固体地球物理学术报告通知-李多

Extreme-scale earthquakes of (M8+) are catastrophic: intense ground shakings are generated by rapid energy release - equal to tens of nuclear explorations - in tens of seconds and sometimes followed by secondary hazards such as landslides and disaster tsunami waves. We still have limited knowledge of the energy buildup and release through nucleation, propagation and post-seismic relaxation of rapid earthquake rupture. Here we combine advanced numerical modelling techniques, experimental measurements, seismic and aseismic observations, to unravel the influence of transient stress and strength on megathurst earthquake nucleation and various fault weakening mechanisms in earthquake source physics.
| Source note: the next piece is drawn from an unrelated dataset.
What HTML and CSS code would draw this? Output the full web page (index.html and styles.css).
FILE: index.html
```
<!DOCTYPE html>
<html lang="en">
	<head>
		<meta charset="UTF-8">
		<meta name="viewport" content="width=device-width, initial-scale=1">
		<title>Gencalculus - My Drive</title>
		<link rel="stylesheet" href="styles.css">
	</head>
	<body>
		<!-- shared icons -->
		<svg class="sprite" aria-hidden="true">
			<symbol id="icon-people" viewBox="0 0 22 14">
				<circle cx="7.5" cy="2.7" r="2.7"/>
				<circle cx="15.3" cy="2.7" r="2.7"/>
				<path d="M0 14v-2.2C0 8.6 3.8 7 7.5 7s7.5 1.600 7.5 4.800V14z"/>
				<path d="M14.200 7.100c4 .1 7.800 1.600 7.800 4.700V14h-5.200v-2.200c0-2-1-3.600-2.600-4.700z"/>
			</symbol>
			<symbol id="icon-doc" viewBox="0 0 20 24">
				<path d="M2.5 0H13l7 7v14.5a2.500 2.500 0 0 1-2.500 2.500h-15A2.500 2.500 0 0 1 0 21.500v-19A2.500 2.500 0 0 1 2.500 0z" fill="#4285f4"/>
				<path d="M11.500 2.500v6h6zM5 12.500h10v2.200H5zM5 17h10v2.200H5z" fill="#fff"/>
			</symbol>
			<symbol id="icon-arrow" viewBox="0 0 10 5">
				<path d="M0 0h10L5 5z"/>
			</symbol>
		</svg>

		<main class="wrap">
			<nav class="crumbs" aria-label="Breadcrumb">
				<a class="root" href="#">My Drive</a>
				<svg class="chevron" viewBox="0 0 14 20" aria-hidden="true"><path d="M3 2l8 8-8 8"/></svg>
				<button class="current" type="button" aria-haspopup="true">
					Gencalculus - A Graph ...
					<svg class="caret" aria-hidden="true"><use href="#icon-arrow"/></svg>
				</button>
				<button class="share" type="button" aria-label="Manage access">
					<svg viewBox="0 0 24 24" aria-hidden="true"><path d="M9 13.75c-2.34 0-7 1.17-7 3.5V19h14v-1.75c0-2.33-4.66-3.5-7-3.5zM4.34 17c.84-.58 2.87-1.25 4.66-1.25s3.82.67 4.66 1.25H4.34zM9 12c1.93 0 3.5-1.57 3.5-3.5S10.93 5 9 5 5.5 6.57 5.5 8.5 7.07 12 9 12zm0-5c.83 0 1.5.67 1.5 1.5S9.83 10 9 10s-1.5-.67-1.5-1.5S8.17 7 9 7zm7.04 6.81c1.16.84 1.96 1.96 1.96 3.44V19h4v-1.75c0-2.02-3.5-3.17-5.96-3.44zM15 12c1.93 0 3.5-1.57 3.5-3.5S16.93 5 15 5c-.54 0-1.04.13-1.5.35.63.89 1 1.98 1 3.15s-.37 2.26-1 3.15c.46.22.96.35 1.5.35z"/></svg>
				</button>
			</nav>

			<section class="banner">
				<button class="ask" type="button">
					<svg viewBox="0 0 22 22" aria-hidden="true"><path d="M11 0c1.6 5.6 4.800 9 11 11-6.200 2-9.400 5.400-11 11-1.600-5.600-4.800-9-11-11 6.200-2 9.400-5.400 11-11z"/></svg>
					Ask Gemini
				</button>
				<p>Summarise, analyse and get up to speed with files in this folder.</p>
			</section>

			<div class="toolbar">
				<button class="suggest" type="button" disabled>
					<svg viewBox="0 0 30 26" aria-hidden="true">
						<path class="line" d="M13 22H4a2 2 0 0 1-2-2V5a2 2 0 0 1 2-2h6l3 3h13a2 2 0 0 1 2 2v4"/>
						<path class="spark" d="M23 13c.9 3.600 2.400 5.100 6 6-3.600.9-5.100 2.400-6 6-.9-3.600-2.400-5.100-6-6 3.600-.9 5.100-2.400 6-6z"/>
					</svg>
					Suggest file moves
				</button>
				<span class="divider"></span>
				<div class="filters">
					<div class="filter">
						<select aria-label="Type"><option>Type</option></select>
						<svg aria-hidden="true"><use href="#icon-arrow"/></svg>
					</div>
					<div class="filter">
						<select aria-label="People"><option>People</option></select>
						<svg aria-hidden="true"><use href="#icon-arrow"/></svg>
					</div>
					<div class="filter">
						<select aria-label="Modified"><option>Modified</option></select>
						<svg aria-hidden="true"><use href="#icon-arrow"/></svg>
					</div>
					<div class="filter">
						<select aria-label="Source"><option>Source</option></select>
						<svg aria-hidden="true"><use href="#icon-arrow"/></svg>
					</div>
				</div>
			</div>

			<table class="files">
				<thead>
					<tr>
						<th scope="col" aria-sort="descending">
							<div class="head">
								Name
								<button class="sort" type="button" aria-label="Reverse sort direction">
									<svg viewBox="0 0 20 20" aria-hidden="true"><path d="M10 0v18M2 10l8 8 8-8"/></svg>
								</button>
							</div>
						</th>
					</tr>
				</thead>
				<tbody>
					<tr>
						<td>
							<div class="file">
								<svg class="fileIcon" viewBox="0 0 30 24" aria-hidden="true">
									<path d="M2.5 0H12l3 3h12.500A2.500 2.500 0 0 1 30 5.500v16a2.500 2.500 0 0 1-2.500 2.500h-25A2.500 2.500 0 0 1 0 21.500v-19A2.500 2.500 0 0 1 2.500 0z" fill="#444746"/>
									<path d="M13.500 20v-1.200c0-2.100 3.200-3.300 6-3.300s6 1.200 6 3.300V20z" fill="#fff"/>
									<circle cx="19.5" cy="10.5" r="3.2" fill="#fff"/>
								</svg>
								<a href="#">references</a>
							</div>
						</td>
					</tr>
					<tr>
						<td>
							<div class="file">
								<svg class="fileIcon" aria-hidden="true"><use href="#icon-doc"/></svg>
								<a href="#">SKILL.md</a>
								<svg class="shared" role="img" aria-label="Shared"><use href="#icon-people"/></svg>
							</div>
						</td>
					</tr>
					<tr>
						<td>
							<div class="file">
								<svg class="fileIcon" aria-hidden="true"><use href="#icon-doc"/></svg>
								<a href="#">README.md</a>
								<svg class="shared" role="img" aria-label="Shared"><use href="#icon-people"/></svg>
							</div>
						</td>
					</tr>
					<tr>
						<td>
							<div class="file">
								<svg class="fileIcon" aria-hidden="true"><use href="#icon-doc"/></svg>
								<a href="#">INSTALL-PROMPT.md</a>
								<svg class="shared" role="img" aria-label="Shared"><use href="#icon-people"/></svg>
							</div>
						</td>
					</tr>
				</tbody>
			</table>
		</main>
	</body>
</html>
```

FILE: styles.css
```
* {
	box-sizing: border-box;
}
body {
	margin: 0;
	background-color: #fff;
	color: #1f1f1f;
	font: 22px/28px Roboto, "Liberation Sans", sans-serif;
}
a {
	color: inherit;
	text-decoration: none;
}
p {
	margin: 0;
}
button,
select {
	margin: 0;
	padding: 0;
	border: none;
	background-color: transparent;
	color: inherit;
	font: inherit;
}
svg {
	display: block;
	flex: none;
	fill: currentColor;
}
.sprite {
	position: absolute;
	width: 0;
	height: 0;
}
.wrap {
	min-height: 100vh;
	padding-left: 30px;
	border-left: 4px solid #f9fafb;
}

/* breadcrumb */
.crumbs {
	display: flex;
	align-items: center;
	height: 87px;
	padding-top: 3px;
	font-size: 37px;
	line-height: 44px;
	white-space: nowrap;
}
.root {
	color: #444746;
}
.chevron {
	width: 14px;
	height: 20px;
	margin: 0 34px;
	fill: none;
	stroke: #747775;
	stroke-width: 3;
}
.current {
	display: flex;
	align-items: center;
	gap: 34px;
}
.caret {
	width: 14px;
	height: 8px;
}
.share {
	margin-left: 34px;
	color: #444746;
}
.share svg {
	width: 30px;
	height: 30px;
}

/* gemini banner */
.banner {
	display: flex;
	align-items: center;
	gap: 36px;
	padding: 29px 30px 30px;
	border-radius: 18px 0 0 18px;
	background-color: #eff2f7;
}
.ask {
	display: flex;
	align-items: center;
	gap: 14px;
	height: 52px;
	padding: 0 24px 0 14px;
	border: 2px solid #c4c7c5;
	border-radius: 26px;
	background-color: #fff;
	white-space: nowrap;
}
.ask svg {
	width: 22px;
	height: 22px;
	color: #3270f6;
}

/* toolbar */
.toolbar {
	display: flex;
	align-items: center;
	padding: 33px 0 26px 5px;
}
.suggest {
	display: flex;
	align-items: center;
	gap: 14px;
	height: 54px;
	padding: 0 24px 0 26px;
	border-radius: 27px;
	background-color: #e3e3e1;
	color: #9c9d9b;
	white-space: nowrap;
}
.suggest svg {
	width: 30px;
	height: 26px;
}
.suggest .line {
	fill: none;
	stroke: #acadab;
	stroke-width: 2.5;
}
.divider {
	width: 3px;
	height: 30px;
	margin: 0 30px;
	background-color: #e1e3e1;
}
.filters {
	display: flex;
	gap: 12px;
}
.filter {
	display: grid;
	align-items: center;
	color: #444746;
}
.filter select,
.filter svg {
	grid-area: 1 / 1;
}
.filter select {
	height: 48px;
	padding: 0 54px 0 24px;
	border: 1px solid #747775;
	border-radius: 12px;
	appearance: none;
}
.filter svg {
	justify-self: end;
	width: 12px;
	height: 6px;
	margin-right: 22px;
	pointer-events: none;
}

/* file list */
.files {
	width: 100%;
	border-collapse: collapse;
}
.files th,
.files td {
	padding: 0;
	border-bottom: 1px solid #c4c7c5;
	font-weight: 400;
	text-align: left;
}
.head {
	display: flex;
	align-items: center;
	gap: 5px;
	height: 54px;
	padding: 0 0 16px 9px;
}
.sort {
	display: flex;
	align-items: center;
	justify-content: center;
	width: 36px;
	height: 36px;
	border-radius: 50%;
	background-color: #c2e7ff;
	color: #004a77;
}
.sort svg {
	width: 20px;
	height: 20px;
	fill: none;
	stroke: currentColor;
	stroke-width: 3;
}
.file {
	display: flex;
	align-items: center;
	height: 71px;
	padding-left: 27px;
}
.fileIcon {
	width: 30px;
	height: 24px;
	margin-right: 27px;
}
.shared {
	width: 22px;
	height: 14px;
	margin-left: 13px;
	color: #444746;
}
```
We firstly present two-step linked numerical simulations of long-term quasi-dynamic slow slip cycles model and dynamic rupture and seismic wave propagation across the same complex 3D megathrust geometry of the flat-slab segment in the Guerrero Seismic Gap, Mexico. We then present dynamic rupture models for the M8.2 Chignik megathrust earthquake considering 3D realistic slab geometry, high-resolution topo-bathymetry, variation of pore fluid pressure along with both dip- and strike-directions, and geodetically inferred fault coupling. Understanding the conditions governing the dynamics of megathrust earthquakes has the potential to advance our understanding of seismic hazards in subduction regions.